Teshuvah invites us to consider our relationships — not only with others but also with the land and its inhabitants. Where have we missed the mark, and what might repair look like?
Tending a garden reconnects us with the land. In a world where that relationship is often exploitative, careful cultivation can be an act of repair. Planting, tending and even harvesting can regenerate growth and biodiversity.
Robin Wall Kimmerer describes this beautifully in Braiding Sweetgrass, citing a study testing the indigenous principle that respectful harvesting promotes growth: “The surprise was that the failing plots were not the harvested ones, as predicted, but the unharvested controls. The sweetgrass that hadn’t been picked or disturbed in any way was choked with dead stems while the harvested plots were thriving.”

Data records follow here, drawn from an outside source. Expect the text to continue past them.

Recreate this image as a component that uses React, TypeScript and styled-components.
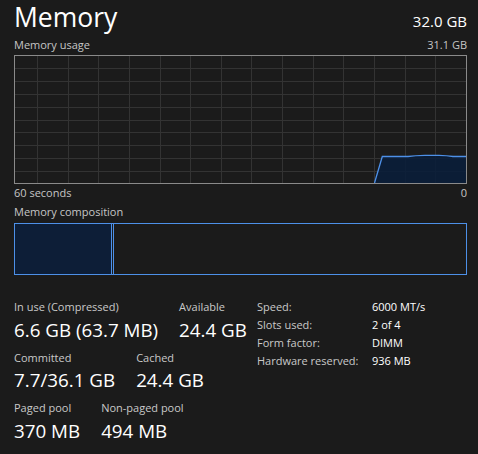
import React from "react";
import styled, { createGlobalStyle } from "styled-components";

const Global = createGlobalStyle`
  html, body { margin: 0; padding: 0; background: #1b1b1b; }
  body { font-family: "Open Sans", "Noto Sans", sans-serif; -webkit-font-smoothing: antialiased; }
`;

const Page = styled.div`
  width: 478px;
  height: 454px;
  box-sizing: border-box;
  padding: 0 11px 0 14px;
  background: #1b1b1b;
  overflow: hidden;
`;

const Header = styled.div`
  display: flex;
  justify-content: space-between;
  align-items: baseline;
  height: 34px;
  line-height: 34px;
  color: #ffffff;
`;

const Title = styled.div`
  font-size: 26.5px;
`;

const Total = styled.div`
  font-size: 15px;
`;

const SmallRow = styled.div<{ $mt: number; $lh: number }>`
  display: flex;
  justify-content: space-between;
  margin-top: ${(p) => p.$mt}px;
  line-height: ${(p) => p.$lh}px;
  font-size: 11px;
  color: #c6c6c6;
`;

const ChartFrame = styled.div`
  margin-top: 2px;
  border: 1px solid #8a8a8a;
  height: 127px;
  position: relative;
  svg { display: block; }
`;

const CompBar = styled.div`
  margin-top: 3px;
  height: 50px;
  border: 1px solid #4d90e8;
  display: flex;
`;

const Segment = styled.div<{ $w: number; $fill?: boolean }>`
  width: ${(p) => p.$w}px;
  flex: none;
  background: ${(p) => (p.$fill ? "#0d1e37" : "transparent")};
  border-right: 1px solid #4d90e8;
`;

const Stats = styled.div`
  margin-top: 23px;
  display: grid;
  grid-template-columns: 243px 1fr;
  align-items: start;
`;

const LeftCol = styled.div`
  padding-top: 1px;
`;

const StatRow = styled.div`
  display: flex;
  gap: 21px;
  margin-bottom: 8px;
`;

const Stat = styled.div`
  display: flex;
  flex-direction: column;
`;

const StatLabel = styled.div`
  font-size: 11px;
  line-height: 16px;
  color: #c9c9c9;
  white-space: nowrap;
`;

const StatValue = styled.div`
  font-size: 18.8px;
  line-height: 24px;
  margin-top: 2.5px;
  color: #ffffff;
  white-space: nowrap;
`;

const Table = styled.div`
  display: grid;
  grid-template-columns: 115px auto;
  align-content: start;
  font-size: 11px;
  line-height: 18px;
`;

const TKey = styled.div`
  color: #c9c9c9;
  white-space: nowrap;
`;

const TVal = styled.div`
  color: #ffffff;
  white-space: nowrap;
`;

const vLines = [22, 53, 83, 114, 145, 175, 206, 236, 267, 298, 328, 359, 390, 420];
const hLines = [12, 25, 38, 51, 64, 76, 89, 102, 115];

const linePath =
  "M359.5 127 L367.3 100.5 L393 100.5 Q400 99.6 410 99.4 L424 99.4 Q432 99.6 438 100.5 L451 100.5";

function UsageChart() {
  return (
    <svg width="451" height="127" viewBox="0 0 451 127">
      {vLines.map((x) => (
        <rect key={"v" + x} x={x} y={0} width={1} height={127} fill="#333333" shapeRendering="crispEdges" />
      ))}
      {hLines.map((y) => (
        <rect key={"h" + y} x={0} y={y} width={451} height={1} fill="#333333" shapeRendering="crispEdges" />
      ))}
      <path d={linePath + " L451 127 Z"} fill="rgba(10,30,58,0.9)" />
      <path d={linePath} fill="none" stroke="#4d90e8" strokeWidth={1.3} />
    </svg>
  );
}

const stats = [
  [
    { label: "In use (Compressed)", value: "6.6 GB (63.7 MB)" },
    { label: "Available", value: "24.4 GB" },
  ],
  [
    { label: "Committed", value: "7.7/36.1 GB" },
    { label: "Cached", value: "24.4 GB" },
  ],
  [
    { label: "Paged pool", value: "370 MB" },
    { label: "Non-paged pool", value: "494 MB" },
  ],
];

const details = [
  ["Speed:", "6000 MT/s"],
  ["Slots used:", "2 of 4"],
  ["Form factor:", "DIMM"],
  ["Hardware reserved:", "936 MB"],
];

export default function App() {
  return (
    <Page>
      <Global />
      <Header>
        <Title>Memory</Title>
        <Total>32.0 GB</Total>
      </Header>
      <SmallRow $mt={3} $lh={16}>
        <span>Memory usage</span>
        <span>31.1 GB</span>
      </SmallRow>
      <ChartFrame>
        <UsageChart />
      </ChartFrame>
      <SmallRow $mt={0} $lh={17}>
        <span>60 seconds</span>
        <span>0</span>
      </SmallRow>
      <SmallRow $mt={3} $lh={16}>
        <span>Memory composition</span>
      </SmallRow>
      <CompBar>
        <Segment $w={96} $fill />
        <Segment $w={1} />
      </CompBar>
      <Stats>
        <LeftCol>
          {stats.map((row, i) => (
            <StatRow key={i}>
              {row.map((s) => (
                <Stat key={s.label}>
                  <StatLabel>{s.label}</StatLabel>
                  <StatValue>{s.value}</StatValue>
                </Stat>
              ))}
            </StatRow>
          ))}
        </LeftCol>
        <Table>
          {details.map(([k, v]) => (
            <React.Fragment key={k}>
              <TKey>{k}</TKey>
              <TVal>{v}</TVal>
            </React.Fragment>
          ))}
        </Table>
      </Stats>
    </Page>
  );
}
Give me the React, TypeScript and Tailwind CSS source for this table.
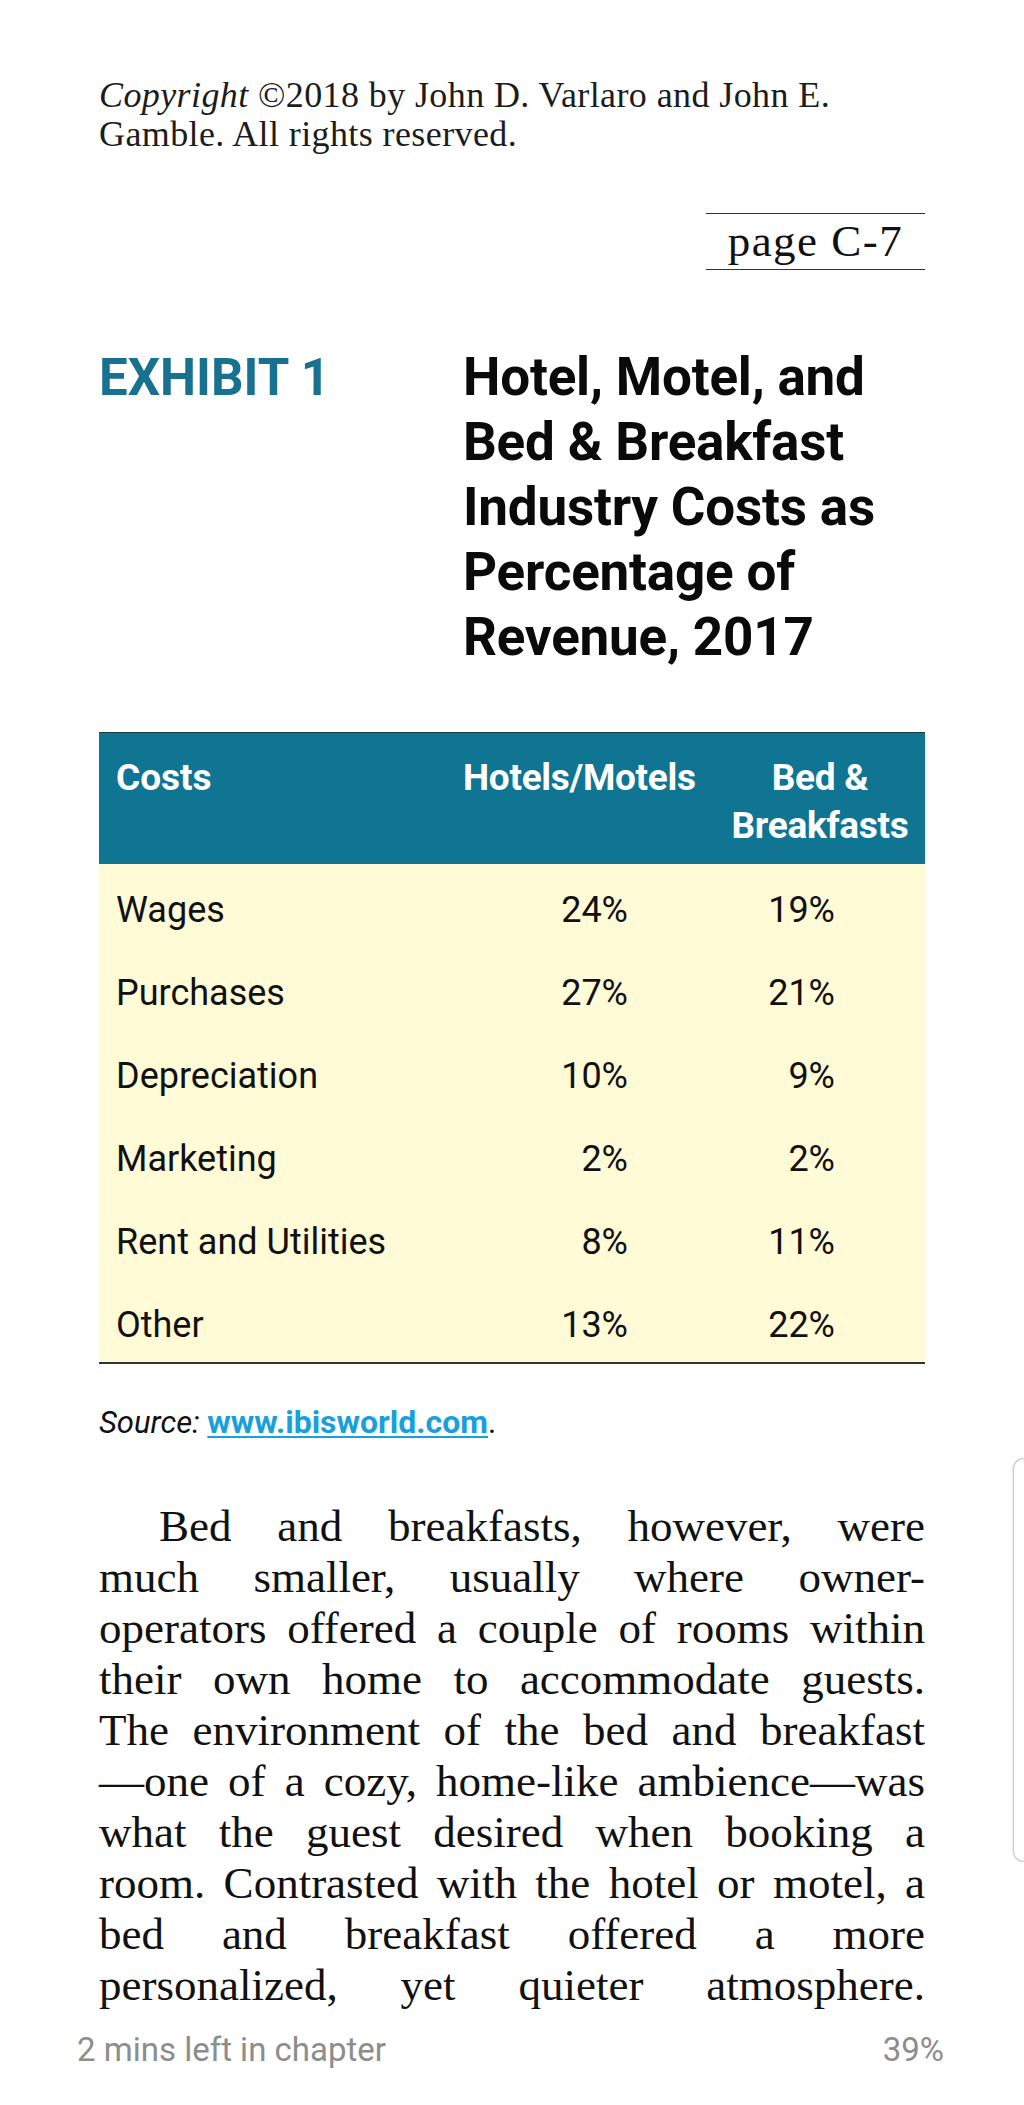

We see this in our own gardens. Harvesting greens, herbs, flowers and fruit triggers new growth: one cosmos stem becomes two; two becomes four. Arugula left alone bolts and becomes bitter; pests take over older leaves. The disturbance and potential stress of regular harvests, however, triggers more growth.
Plants and flowers multiply, providing more food and habitat for insects, birds and small mammals, yielding better health and diversity in our growing spaces.
This ecological wisdom mirrors Elul’s spiritual lessons. Examining our mistakes and seeking repair can be uncomfortable, even painful, but that discomfort is the path to growth. Guilt can motivate action, shame can hold us back, but our tradition offers support.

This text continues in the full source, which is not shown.